Noch mehr Modewelten
Damit nicht genug: Ins Leben und Schaffen des spanischen Couturiers Cristobal Balenciaga lässt sich in der gleichnamigen Serie eintauchen. Diese ist nicht nur Biografie, sondern auch Zeitgeschichte – und übervoll von Balenciagas traumhaften Kreationen. An Opulenz nicht zu überbieten ist auch die Serie «The New Look», die die Rivalität zwischen Christian Dior und Coco Chanel im Paris nach dem Zweiten Weltkrieg aufleben lässt. Ein Abstecher in die USA darf auch nicht fehlen: «Halston» erzählt vom amerikanischen Designer Roy Halston Frowick, der in den 60er- und 70er-Jahren Kultstatus erreichte – und u.a. den weltberühmten Pillbox-Hut für Jacqueline Kennedy kreiert hatte.
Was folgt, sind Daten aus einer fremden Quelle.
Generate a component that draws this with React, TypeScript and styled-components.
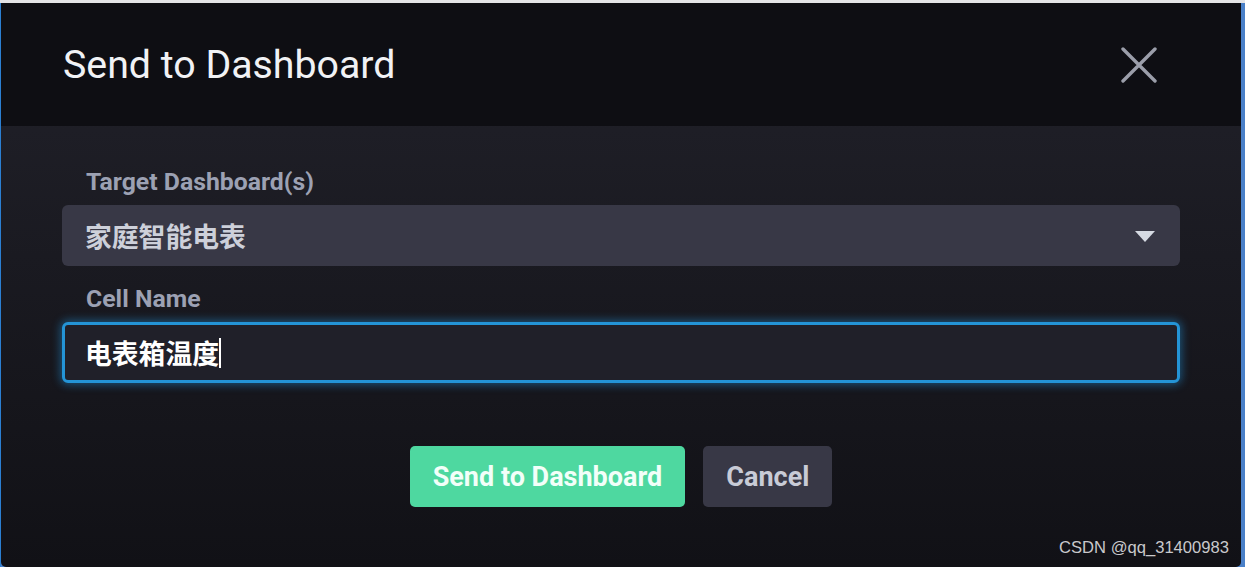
import React from "react";
import styled, { createGlobalStyle } from "styled-components";

const Global = createGlobalStyle`
  html, body { margin: 0; padding: 0; background: #e6e6e6; }
  body { width: 1245px; height: 567px; overflow: hidden; font-family: Roboto, "Noto Sans CJK SC", sans-serif; }
  * { box-sizing: border-box; }
`;

const Frame = styled.div`
  width: 1245px;
  height: 567px;
  border-top: 3px solid #e4e4e6;
  background: linear-gradient(90deg, #2b7fd2 0 1px, transparent 1px), #4a80c8;
  padding: 0 4px 0 1px;
  display: flex;
`;

const Modal = styled.div`
  position: relative;
  flex: 1;
  display: flex;
  flex-direction: column;
  border-radius: 0 0 5px 5px;
  overflow: hidden;
  background: linear-gradient(180deg, #22222b 0%, #1a1a21 45%, #111116 100%);
`;

const Header = styled.div`
  height: 123px;
  flex: none;
  background: #0e0e13;
  display: flex;
  align-items: center;
  justify-content: space-between;
  padding: 0 84px 0 62px;
`;

const Title = styled.h1`
  margin: 0;
  font-family: Roboto, sans-serif;
  font-weight: 400;
  font-size: 39.3px;
  line-height: 48px;
  color: #f1f2f5;
`;

const CloseButton = styled.button`
  width: 36px;
  height: 36px;
  padding: 0;
  border: none;
  background: transparent;
  display: flex;
  align-items: center;
  justify-content: center;
  cursor: pointer;
`;

const Body = styled.div`
  flex: 1;
  display: flex;
  flex-direction: column;
  padding: 40px 61px 0 61px;
`;

const Field = styled.div`
  display: flex;
  flex-direction: column;
  gap: 7px;
  & + & { margin-top: 17px; }
`;

const Label = styled.label`
  padding-left: 24px;
  font-family: Roboto, sans-serif;
  font-weight: 700;
  font-size: 24.8px;
  line-height: 32px;
  color: #9ca1b3;
`;

const Dropdown = styled.div`
  height: 61px;
  border-radius: 6px;
  background: #383846;
  display: flex;
  align-items: center;
  justify-content: space-between;
  padding: 0 25px 0 23px;
`;

const ValueText = styled.span<{ $bright?: boolean }>`
  font-family: "Noto Sans CJK SC", Roboto, sans-serif;
  font-weight: 700;
  font-size: 26.8px;
  line-height: 32px;
  color: ${(p) => (p.$bright ? "#ffffff" : "#cdd0da")};
`;

const Caret = styled.span`
  width: 0;
  height: 0;
  border-left: 10px solid transparent;
  border-right: 10px solid transparent;
  border-top: 11px solid #d6dae3;
  margin-top: 2px;
`;

const InputBox = styled.div`
  height: 61px;
  border-radius: 6px;
  background: #202029;
  border: 3px solid #2494d6;
  box-shadow: 0 0 8px 2px rgba(34, 150, 225, 0.45);
  display: flex;
  align-items: center;
  padding: 0 20px;
`;

const TextCursor = styled.span`
  display: inline-block;
  width: 2px;
  height: 30px;
  background: #ffffff;
`;

const Actions = styled.div`
  display: flex;
  justify-content: center;
  gap: 18px;
  margin-top: 63px;
`;

const Button = styled.button<{ $primary?: boolean }>`
  height: 61px;
  padding: 0 23px;
  border: none;
  border-radius: 5px;
  font-family: Roboto, sans-serif;
  font-weight: 700;
  font-size: 27px;
  background: ${(p) => (p.$primary ? "#4ed8a0" : "#383846")};
  color: ${(p) => (p.$primary ? "#f2fff9" : "#c8cbd6")};
  cursor: pointer;
`;

const Watermark = styled.div`
  position: absolute;
  right: 12px;
  bottom: 9px;
  font-family: "Liberation Sans", Arial, sans-serif;
  font-size: 16.6px;
  line-height: 20px;
  color: #c9c9cc;
`;

export default function App() {
  return (
    <>
      <Global />
      <Frame>
        <Modal>
          <Header>
            <Title>Send to Dashboard</Title>
            <CloseButton aria-label="Close">
              <svg width="36" height="36" viewBox="0 0 36 36">
                <path
                  d="M2 2 L34 34 M34 2 L2 34"
                  stroke="#9b9eaa"
                  strokeWidth="3.4"
                  strokeLinecap="round"
                  fill="none"
                />
              </svg>
            </CloseButton>
          </Header>
          <Body>
            <Field>
              <Label>Target Dashboard(s)</Label>
              <Dropdown>
                <ValueText>家庭智能电表</ValueText>
                <Caret />
              </Dropdown>
            </Field>
            <Field>
              <Label>Cell Name</Label>
              <InputBox>
                <ValueText $bright>电表箱温度</ValueText>
                <TextCursor />
              </InputBox>
            </Field>
            <Actions>
              <Button $primary>Send to Dashboard</Button>
              <Button>Cancel</Button>
            </Actions>
          </Body>
          <Watermark>CSDN @qq_31400983</Watermark>
        </Modal>
      </Frame>
    </>
  );
}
- «High and Low – John Galliano» läuft aktuell in den Deutschschweizer Kinos.
- «Becoming Karl Lagerfeld» startet am 7. Juni auf dem Streamingsender Disney+.
- Bereits abrufbar auf Disney+ ist ebenfalls «Cristobal Balenciaga».
- «The New Look» ist auf AppleTV und «Halston» auf Netflix zu sehen.